In fact, the definitive selection took place in the years 1914 to 1917, in the face of the dual test of war and revolution, dividing the socialists into social patriots and internationalists. Lenin was well aware of this and - as in 1906 when he fought for the unification of the party - in February 1915, replying to Trotsky's Nashe Slovo group, he wrote:
"We agree absolutely with you that the union of all the real internationalist social-democrats is one of the most vital tasks of the present moment"[20]. The problem was that for Lenin the unification of the internationalists in a really communist party was only possible if one made a clear break with those who weren't really internationalists, whereas Trotsky, as usual, wanted to reconcile the irreconcilable, wanted to base the unity of the internationalist party "on the union of all the fractions", including those who weren't prepared to break with the enemies of internationalism. For three years, Lenin fought incessantly against these illusions, transferring his fractional struggle for clarity from the purely Russian soil to the international one of the Zimmerwald Left[21]. This grandiose international struggle was the apogee and conclusion of the Bolshevik's fraction work, which would bear its fruit with the outbreak of the revolution in Russia. Thanks to this tradition of struggle and to the development of a revolutionary situation, Lenin was able, as soon as he returned to Russia, to propose the unification of the Bolsheviks with the other consistent internationalists, on the basis of a new program and under the name of the Communist Party, replacing the old term 'social democrat'. This led to the final selection, with the Bolshevik right (Voitinsky, Goldenberg) going over to Menshevism, while the 'Old Bolshevik' center (Zinoviev, Kamenev) opposed Lenin in the name... of the old program upon which the 1912 conference had based itself. Lenin was accused of being the "gravedigger of the party's tradition"; he replied by showing that the entire struggle of the Bolsheviks had simply been the preparation for a real communist party:
"Let us create a proletarian Communist Party; its elements have already been created by the best adherents of Bolshevism"[22]. Here is the conclusion of the grand struggle of the Bolshevik fraction; here is the real transformation into the party. We say real because, from a formal point of view, the name Communist Party wasn't adopted until March 1918, and the definitive version of the new program would only be ratified in March 1919. But the substantial transformation took place in April 1917 (VIII Pan-Russian Bolshevik Conference). We shouldn't forget that what distinguishes a party from a fraction is its capacity to have a direct influence on events. The party is "a program, but also a will to action" (Bordiga), providing obviously that this will is expressed in conditions objectively favorable to the development of a class party. In February 1917, there were only a few thousand Bolsheviks and they had not played any leadership role in the spontaneous uprising which opened the revolutionary period. At the end of April, there were more than 60,000 of them and they were already standing out as the only real opposition to the bourgeois Provisional Government. With the acceptance of the April Theses and the necessity to adopt a new program, the fraction became a party and posed the bases of Red October.

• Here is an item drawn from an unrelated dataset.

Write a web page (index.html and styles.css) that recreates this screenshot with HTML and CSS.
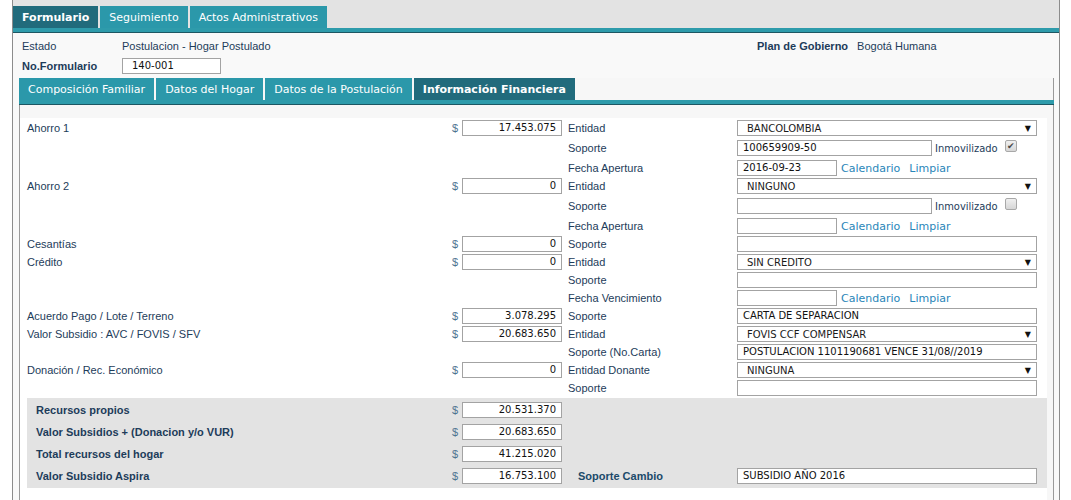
FILE: index.html
```html
<!DOCTYPE html>
<html lang="es">
<head>
<meta charset="utf-8">
<title>Formulario - Información Financiera</title>
<link rel="stylesheet" href="styles.css">
</head>
<body>
<div class="page">
  <div class="top-tabs">
    <div class="tab active">Formulario</div>
    <div class="tab">Seguimiento</div>
    <div class="tab">Actos Administrativos</div>
  </div>
  <div class="outer">
    <div class="head">
      <div class="head-row">
        <span class="hl">Estado</span>
        <span class="hv">Postulacion - Hogar Postulado</span>
        <span class="plan"><b>Plan de Gobierno</b><span class="plan-v">Bogotá Humana</span></span>
      </div>
      <div class="head-row">
        <span class="hl b">No.Formulario</span>
        <span class="field f-form">140-001</span>
      </div>
    </div>
    <div class="inner">
      <div class="inner-tabs">
        <div class="tab">Composición Familiar</div>
        <div class="tab">Datos del Hogar</div>
        <div class="tab">Datos de la Postulación</div>
        <div class="tab active">Información Financiera</div>
      </div>
      <div class="panel">
        <div class="table">
          <div class="row">
            <span class="lab">Ahorro 1</span><span class="cur">$</span><span class="field amt">17.453.075</span>
            <span class="mid">Entidad</span><span class="select">BANCOLOMBIA<i class="arrow">▼</i></span>
          </div>
          <div class="row tall">
            <span></span><span></span><span></span>
            <span class="mid">Soporte</span>
            <span class="cell"><span class="field f-sop">100659909-50</span><span class="inm">Inmovilizado</span><span class="chk on">✔</span></span>
          </div>
          <div class="row">
            <span></span><span></span><span></span>
            <span class="mid">Fecha Apertura</span>
            <span class="cell"><span class="field f-date">2016-09-23</span><a class="lnk">Calendario</a><a class="lnk">Limpiar</a></span>
          </div>
          <div class="row">
            <span class="lab">Ahorro 2</span><span class="cur">$</span><span class="field amt">0</span>
            <span class="mid">Entidad</span><span class="select">NINGUNO<i class="arrow">▼</i></span>
          </div>
          <div class="row tall">
            <span></span><span></span><span></span>
            <span class="mid">Soporte</span>
            <span class="cell"><span class="field f-sop"></span><span class="inm">Inmovilizado</span><span class="chk"></span></span>
          </div>
          <div class="row">
            <span></span><span></span><span></span>
            <span class="mid">Fecha Apertura</span>
            <span class="cell"><span class="field f-date"></span><a class="lnk">Calendario</a><a class="lnk">Limpiar</a></span>
          </div>
          <div class="row">
            <span class="lab">Cesantías</span><span class="cur">$</span><span class="field amt">0</span>
            <span class="mid">Soporte</span><span class="field f-full"></span>
          </div>
          <div class="row">
            <span class="lab">Crédito</span><span class="cur">$</span><span class="field amt">0</span>
            <span class="mid">Entidad</span><span class="select">SIN CREDITO<i class="arrow">▼</i></span>
          </div>
          <div class="row">
            <span></span><span></span><span></span>
            <span class="mid">Soporte</span><span class="field f-full"></span>
          </div>
          <div class="row">
            <span></span><span></span><span></span>
            <span class="mid">Fecha Vencimiento</span>
            <span class="cell"><span class="field f-date"></span><a class="lnk">Calendario</a><a class="lnk">Limpiar</a></span>
          </div>
          <div class="row">
            <span class="lab">Acuerdo Pago / Lote / Terreno</span><span class="cur">$</span><span class="field amt">3.078.295</span>
            <span class="mid">Soporte</span><span class="field f-full">CARTA DE SEPARACION</span>
          </div>
          <div class="row">
            <span class="lab">Valor Subsidio : AVC / FOVIS / SFV</span><span class="cur">$</span><span class="field amt">20.683.650</span>
            <span class="mid">Entidad</span><span class="select">FOVIS CCF COMPENSAR<i class="arrow">▼</i></span>
          </div>
          <div class="row">
            <span></span><span></span><span></span>
            <span class="mid">Soporte (No.Carta)</span><span class="field f-full">POSTULACION 1101190681 VENCE 31/08//2019</span>
          </div>
          <div class="row">
            <span class="lab">Donación / Rec. Económico</span><span class="cur">$</span><span class="field amt">0</span>
            <span class="mid">Entidad Donante</span><span class="select">NINGUNA<i class="arrow">▼</i></span>
          </div>
          <div class="row">
            <span></span><span></span><span></span>
            <span class="mid">Soporte</span><span class="field f-full"></span>
          </div>

          <div class="summary">
            <div class="srow">
              <span class="slab">Recursos propios</span><span class="cur">$</span><span class="field amt">20.531.370</span>
            </div>
            <div class="srow">
              <span class="slab">Valor Subsidios + (Donacion y/o VUR)</span><span class="cur">$</span><span class="field amt">20.683.650</span>
            </div>
            <div class="srow">
              <span class="slab">Total recursos del hogar</span><span class="cur">$</span><span class="field amt">41.215.020</span>
            </div>
            <div class="srow">
              <span class="slab">Valor Subsidio Aspira</span><span class="cur">$</span><span class="field amt">16.753.100</span>
              <span class="smid">Soporte Cambio</span><span class="field f-full">SUBSIDIO AÑO 2016</span>
            </div>
          </div>
        </div>
      </div>
    </div>
  </div>
</div>
</body>
</html>
```
FILE: styles.css
```css
html, body {
  margin: 0;
  padding: 0;
  background: #ffffff;
}
body {
  font-family: "Liberation Sans", Arial, sans-serif;
  font-size: 11px;
  color: #1d3c5a;
}
.page {
  margin-left: 12px;
  width: 1048px;
  border-left: 1px solid #8c8c8c;
  border-right: 1px solid #8c8c8c;
  box-sizing: border-box;
  height: 500px;
  background: #f9f9f9;
}
.top-tabs {
  background: #e3e3e3;
  padding-top: 6px;
  height: 22px;
  display: flex;
  gap: 2px;
  border-bottom: 4px solid #2e9bab;
  box-shadow: 0 1px 0 #1d5763;
}
.tab {
  font-family: "DejaVu Sans", Verdana, sans-serif;
  font-size: 11px;
  color: #ffffff;
  background: #2b98aa;
  padding: 0 9px;
  height: 22px;
  line-height: 24px;
  white-space: nowrap;
  overflow: hidden;
}
.tab.active {
  background: #216b7c;
  font-weight: bold;
}
.outer {
  padding-top: 4px;
}
.head {
  padding-left: 9px;
}
.head-row {
  display: flex;
  align-items: center;
  height: 20px;
}
.hl {
  width: 100px;
}
.hl.b {
  font-weight: bold;
}
.hv {
  width: 635px;
}
.plan b {
  font-weight: bold;
}
.plan-v {
  margin-left: 9px;
}
.inner {
  margin: 2px 5px 0 6px;
  border-left: 1px solid #9a9a9a;
  border-right: 1px solid #9a9a9a;
  background: #f7f7f7;
  height: 422px;
}
.inner-tabs {
  display: flex;
  gap: 2px;
  margin-left: -1px;
  margin-right: -1px;
  border-bottom: 4px solid #2e9bab;
  box-shadow: 0 1px 0 #1d5763;
}
.inner-tabs .tab {
  padding: 0 9px;
  line-height: 23px;
}
.panel {
  padding-top: 14px;
}
.table {
  background: #ffffff;
  width: 1020px;
  padding-left: 7px;
  padding-top: 1px;
  padding-bottom: 12px;
}
.row {
  display: grid;
  grid-template-columns: 423px 12px 100px 175px 300px;
  align-items: center;
  height: 18px;
}
.row.tall {
  height: 22px;
}
.lab {
  white-space: nowrap;
}
.cur {
  color: #4f7391;
  padding-left: 2px;
  font-size: 11px;
}
.mid {
  padding-left: 6px;
  white-space: nowrap;
}
.field {
  display: block;
  box-sizing: border-box;
  height: 16px;
  line-height: 14px;
  border: 1px solid #a3a3a3;
  background: #ffffff;
  font-family: "DejaVu Sans", Verdana, sans-serif;
  font-size: 10px;
  color: #111111;
  padding: 0 5px;
  white-space: nowrap;
  overflow: hidden;
}
.amt {
  width: 100px;
  text-align: right;
}
.f-form {
  width: 99px;
  padding-left: 9px;
}
.f-full {
  width: 300px;
}
.f-sop {
  width: 195px;
}
.f-date {
  width: 100px;
}
.select {
  display: flex;
  align-items: center;
  justify-content: space-between;
  box-sizing: border-box;
  width: 300px;
  height: 16px;
  border: 1px solid #a3a3a3;
  background: #ffffff;
  font-family: "DejaVu Sans", Verdana, sans-serif;
  font-size: 10px;
  color: #1a1a1a;
  padding: 0 5px 0 9px;
  white-space: nowrap;
}
.arrow {
  font-style: normal;
  font-size: 8px;
  color: #111111;
}
.cell {
  display: flex;
  align-items: center;
}
.inm {
  font-family: "DejaVu Sans Condensed", "DejaVu Sans", sans-serif;
  font-size: 11px;
  color: #1d3c5a;
  margin-left: 3px;
}
.chk {
  box-sizing: border-box;
  width: 12px;
  height: 12px;
  margin-left: 7px;
  margin-top: -5px;
  border: 1px solid #a8a8a8;
  border-radius: 2px;
  background: linear-gradient(#f0f0f0, #d6d6d6);
  font-size: 9px;
  line-height: 10px;
  text-align: center;
  color: #4a4a4a;
}
.lnk {
  font-family: "DejaVu Sans", Verdana, sans-serif;
  font-size: 11px;
  color: #2a86b9;
  margin-left: 4px;
  margin-right: 5px;
}
.summary {
  background: #e3e3e3;
  margin-top: 1px;
  padding: 1px 0;
}
.srow {
  display: grid;
  grid-template-columns: 414px 12px 100px 175px 300px;
  align-items: center;
  height: 22px;
  padding-left: 9px;
}
.slab {
  font-weight: bold;
  white-space: nowrap;
}
.smid {
  font-weight: bold;
  padding-left: 16px;
  color: #1b4a6a;
}
```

In the next part of this work, we will see how the particular, historically original conditions of the degeneration of the Russian revolution prevented the emergence of a left fraction that could resume, inside the degenerating Bolshevik party, Lenin's battle inside the social democratic party. The incapacity of the Russian opposition to form itself into a fraction would later be at the root of the historic failure of the Trotskyist international opposition, whereas the Italian Left, by carrying on the methods of Marx and Lenin, was able to form itself into the International Communist Left in 1937[23]. We will also see how the abandonment of these methods by the comrades who founded the Internationalist Communist Party in 1943 has been the source of the incapacity to act as a pole of revolutionary regroupment displayed by the two organizations (Battaglia, Programma Comunista) who derive from that party .
Beyle.
[1] The first two parts were published in IR 59 and 61. For a deeper analysis of the activity of this current, we recommend reading our two pamphlets La Gauche Communiste D'Italie 1927-52 and Rapports entre la fraction de gauche du PC d'Italie et l'Opposition de Gauche Internationale 1929-33
[2] See ‘Third Part: from Marx to Lenin, 1848-1917. 1. From Marx to the Second International' in IR 64
[3] Bordiga's intervention at the 6th Enlarged Executive Committee of the Communist International, in 1926
[4] "In 1902, Lenin had laid the tactical and organizational bases upon which were to be built the alternative to the opportunism of Russian social democracy, a party alternative, unless you want to pass off What Is To Be Done as the ten commandments of the fractionist faith" (‘Fraction and Party in the Experience of the Italian Left', Prometeo 2, March 1979).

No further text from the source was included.